Compare the price of getting two single tickets for your journey instead of a return ticket. It might even be cheaper to travel First Class rather than Standard for one leg of the journey. If you are in First Class, remember drinks and snacks are usually complementary on long distance services.
Try to win your train tickets! Keep an eye on the social media sites of the train companies. Set up a follow on their Facebook pages and get notifications for Twitter. They often run competitions to win tickets to be used anywhere on their own services. Check out the free magazines you sometimes see on trains and at stations. Search on the internet for ‘win train tickets' and set the search to look for posts in the last month.
Swap your Nectar points for Virgin Trains East Coast Advance Tickets. These can be used for full or part payment. Nectar points can also be used for Eurostar tickets if you are travelling further afield.
Join the mailing lists of the train companies you use and keep an eye on your emails. Some train companies even offer loyalty schemes. For example, Cross Country have a monthly draw for free tickets every time you make a purchase.
Quidco offer up to 5% money back when you buy tickets directly with certain train operators. This also applies when purchasing railcards – a double whammy!
If you are a student, be sure to get a NUS card. You can save as much as 25% depending on which train operator you are using. You can also save money when you are buying a young person's railcard.
Vary the route
Check if an alternative route is cheaper. You might have a choice of routes that you can use each using a different train operator. For example, Exeter to London is usually cheaper with South West Trains as it is a slower route with more stops than with First Great Western. If travelling to Heathrow, the stopping Heathrow Connect service is cheaper than the Heathrow Express.
Drive to another station
If you're lucky enough to have a choice of stations, it can make a big difference to the fare depending on which one you use. For example, in the Midlands, driving to Rugby station and travelling to London works out cheaper than travelling by train from Market Harborough. Think about whether you could use an alternative station and route and see what savings you can make.
Train booking sites
There are many train booking sites such as Train Genius and Trainline. Be careful as some of these add on a booking fee and this may wipe out any savings. Use the train booking site to find the cheapest deal but then check if you can get the fare even cheaper by booking directly with the train operator for the same train. If travelling with Virgin trains, it's worth checking with their own fare finder which searches to get you the best deal.
National Rail cheap fare finder
National Rail have a great tool that allows you to search all train operators and all routes to find the best deal.
Refunds for delays
If your train is delayed, you maybe entitled to a full or partial refund. Make sure you claim if you think this is the case – they can only say ‘No'! Refunds usually start to apply when a train is delayed for more than 30 minutes.
London Underground travel card
If you travel on the London Underground, you can now use a contactless debit card in place of an Oyster card. Just swipe the debit card on the Oyster pad as normal. Over the course of a day, you'll never be charged more than a daily travel card. It can work out cheaper than buying tickets for each single journey. The system calculates the cheapest method of ticketing and only charges you for this amount.

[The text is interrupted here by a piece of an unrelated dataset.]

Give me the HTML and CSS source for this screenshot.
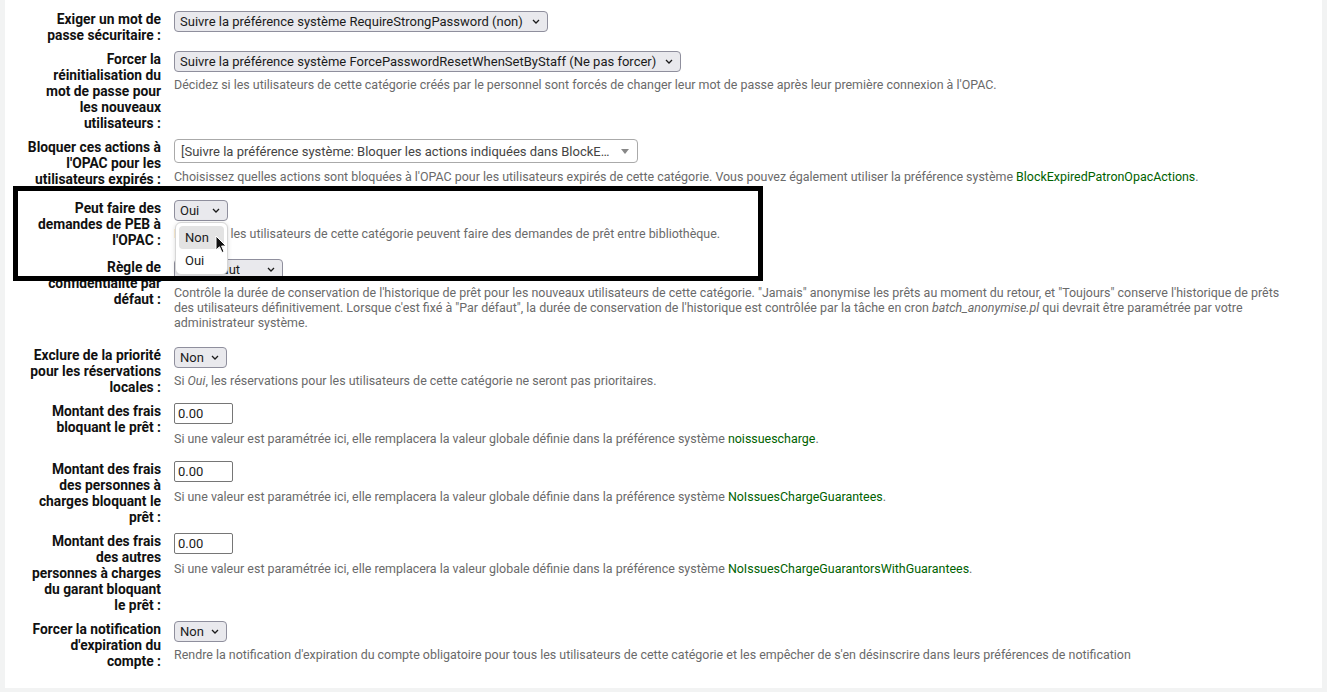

For long journeys, it might be cheaper to take a sleeper train rather than a train journey and a hotel at your destination. Sleepers are available between London and Cornwall and London and Scotland. You can get single and double compartments and inter-connecting compartments for groups of four.
Food and Drink
It goes without saying that the cheapest way to eat and drink on a train is to take your own supplies. However when this is not possible you can apply for a free Bite card and save 10% from food and drink in many of the outlets on railway stations.
Train companies often have brokered deals with attractions at the destinations they serve. Have a look at the train operator websites to see what they offer. In London they offer 2 for 1 tickets on many attractions on production of a valid train ticket.